Partai X: Program Harus Sesuai Ilmu, Bukan Sesuai Vendor
Anggota Majelis Tinggi Partai X, Prayogi R Saputra, menyampaikan bahwa negara wajib melindungi dan melayani rakyat, bukan menambah beban dengan kebijakan yang tidak sesuai pedoman ilmiah. Ia menegaskan bahwa gizi adalah fondasi masa depan bangsa yang tidak boleh diperlakukan sekadar proyek.
Prayogi mengingatkan bahwa prinsip Partai X adalah keberpihakan pada kebutuhan dasar rakyat. Setiap kebijakan gizi harus transparan, akuntabel, dan bebas dari potensi konflik kepentingan. “Rakyat butuh manfaat nyata, bukan program besar yang tidak tepat sasaran,” tegasnya.

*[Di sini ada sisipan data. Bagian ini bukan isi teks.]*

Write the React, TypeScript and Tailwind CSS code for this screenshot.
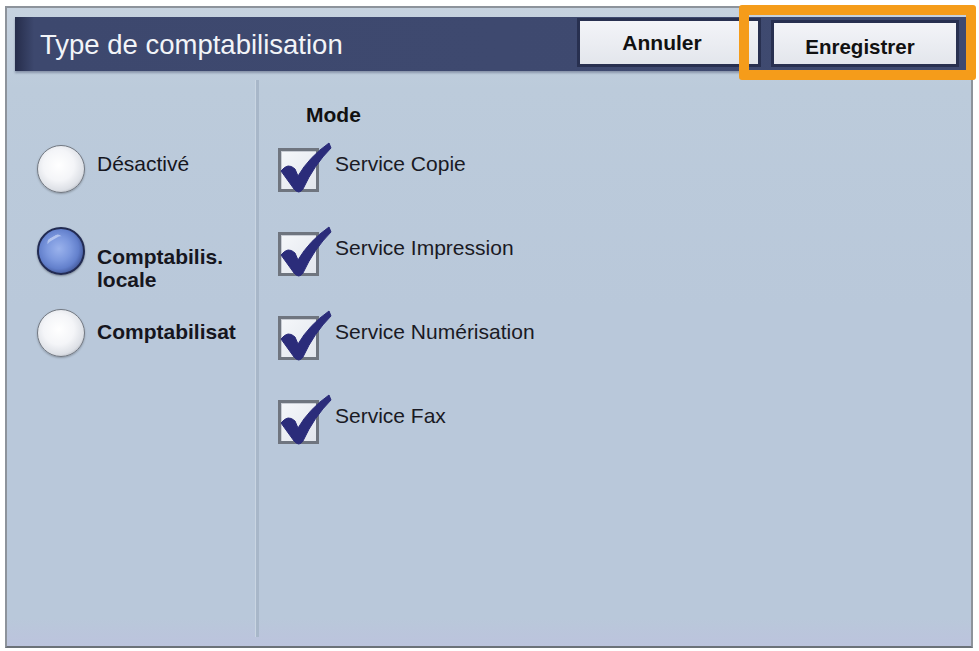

Solusi: Kembalikan pada Standar Gizi Nasional
Partai X mengusulkan empat langkah perbaikan:
- Kembalikan menu MBG sesuai pedoman resmi, berbasis pangan lokal seperti ikan, telur, ayam, dan sayuran segar.

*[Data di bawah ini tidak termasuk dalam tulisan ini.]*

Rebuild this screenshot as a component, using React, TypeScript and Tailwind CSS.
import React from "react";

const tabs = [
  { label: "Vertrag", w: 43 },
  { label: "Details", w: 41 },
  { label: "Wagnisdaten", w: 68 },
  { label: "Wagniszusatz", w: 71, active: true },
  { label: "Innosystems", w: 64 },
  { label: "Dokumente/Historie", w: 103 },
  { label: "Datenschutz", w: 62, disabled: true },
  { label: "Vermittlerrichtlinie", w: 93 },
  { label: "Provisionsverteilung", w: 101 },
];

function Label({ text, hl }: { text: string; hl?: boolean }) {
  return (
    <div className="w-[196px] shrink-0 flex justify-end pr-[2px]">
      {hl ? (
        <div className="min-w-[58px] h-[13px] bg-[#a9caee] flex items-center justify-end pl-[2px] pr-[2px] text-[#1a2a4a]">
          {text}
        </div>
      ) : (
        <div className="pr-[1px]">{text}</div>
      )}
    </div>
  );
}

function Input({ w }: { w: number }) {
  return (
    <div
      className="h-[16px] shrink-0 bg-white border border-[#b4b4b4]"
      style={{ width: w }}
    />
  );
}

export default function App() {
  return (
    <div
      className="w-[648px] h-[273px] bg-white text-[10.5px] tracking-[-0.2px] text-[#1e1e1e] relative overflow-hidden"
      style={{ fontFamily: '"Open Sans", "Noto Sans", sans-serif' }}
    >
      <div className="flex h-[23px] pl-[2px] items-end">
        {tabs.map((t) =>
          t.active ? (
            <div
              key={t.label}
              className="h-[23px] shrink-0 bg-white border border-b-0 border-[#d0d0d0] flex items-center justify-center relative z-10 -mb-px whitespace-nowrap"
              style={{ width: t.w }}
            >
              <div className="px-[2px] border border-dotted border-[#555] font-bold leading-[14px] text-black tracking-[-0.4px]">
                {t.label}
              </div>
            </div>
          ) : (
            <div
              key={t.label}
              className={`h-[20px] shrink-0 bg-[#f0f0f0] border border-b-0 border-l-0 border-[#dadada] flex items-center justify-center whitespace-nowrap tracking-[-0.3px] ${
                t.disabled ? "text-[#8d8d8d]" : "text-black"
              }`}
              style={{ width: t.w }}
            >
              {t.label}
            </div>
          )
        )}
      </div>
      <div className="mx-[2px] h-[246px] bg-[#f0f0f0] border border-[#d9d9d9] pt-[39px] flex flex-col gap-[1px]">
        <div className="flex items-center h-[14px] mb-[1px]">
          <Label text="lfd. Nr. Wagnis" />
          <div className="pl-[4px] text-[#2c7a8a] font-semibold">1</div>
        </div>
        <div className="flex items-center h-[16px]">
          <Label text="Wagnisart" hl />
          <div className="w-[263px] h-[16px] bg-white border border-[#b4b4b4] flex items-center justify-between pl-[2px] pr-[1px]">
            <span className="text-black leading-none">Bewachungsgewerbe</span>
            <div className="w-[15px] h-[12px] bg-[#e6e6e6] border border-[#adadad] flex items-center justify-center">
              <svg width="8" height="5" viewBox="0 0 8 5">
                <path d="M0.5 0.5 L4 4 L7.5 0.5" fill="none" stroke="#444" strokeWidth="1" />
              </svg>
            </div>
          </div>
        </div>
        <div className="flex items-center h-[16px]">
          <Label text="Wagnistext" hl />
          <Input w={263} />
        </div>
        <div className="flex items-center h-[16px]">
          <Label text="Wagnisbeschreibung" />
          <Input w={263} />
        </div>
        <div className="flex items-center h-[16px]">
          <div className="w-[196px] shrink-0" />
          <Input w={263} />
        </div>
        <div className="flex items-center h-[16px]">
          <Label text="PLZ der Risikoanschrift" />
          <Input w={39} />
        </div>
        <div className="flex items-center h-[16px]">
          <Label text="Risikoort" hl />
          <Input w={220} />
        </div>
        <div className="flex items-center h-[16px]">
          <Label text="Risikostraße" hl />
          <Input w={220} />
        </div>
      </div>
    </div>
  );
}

- Hentikan pangan ultraproses untuk ibu hamil, balita, dan kelompok rentan lainnya.
- Perketat pengawasan bersama ahli gizi dan tenaga kesehatan, agar menu benar-benar memenuhi standar nutrisi nasional.
- Perkuat kembali peran PMT Posyandu, yang terbukti efektif dan sesuai konteks lokal.
Perbaikan gizi bangsa adalah amanat konstitusi sekaligus tuntunan agama. Islam menegaskan bahwa pemimpin wajib menjaga rakyatnya, bukan membiarkan mereka menerima kebijakan yang membahayakan kesehatan keluarga. Program MBG harus menjadi solusi, bukan sumber masalah. Rakyat menunggu tindakan nyata, bukan sekadar proyek yang mengorbankan kualitas gizi generasi masa depan.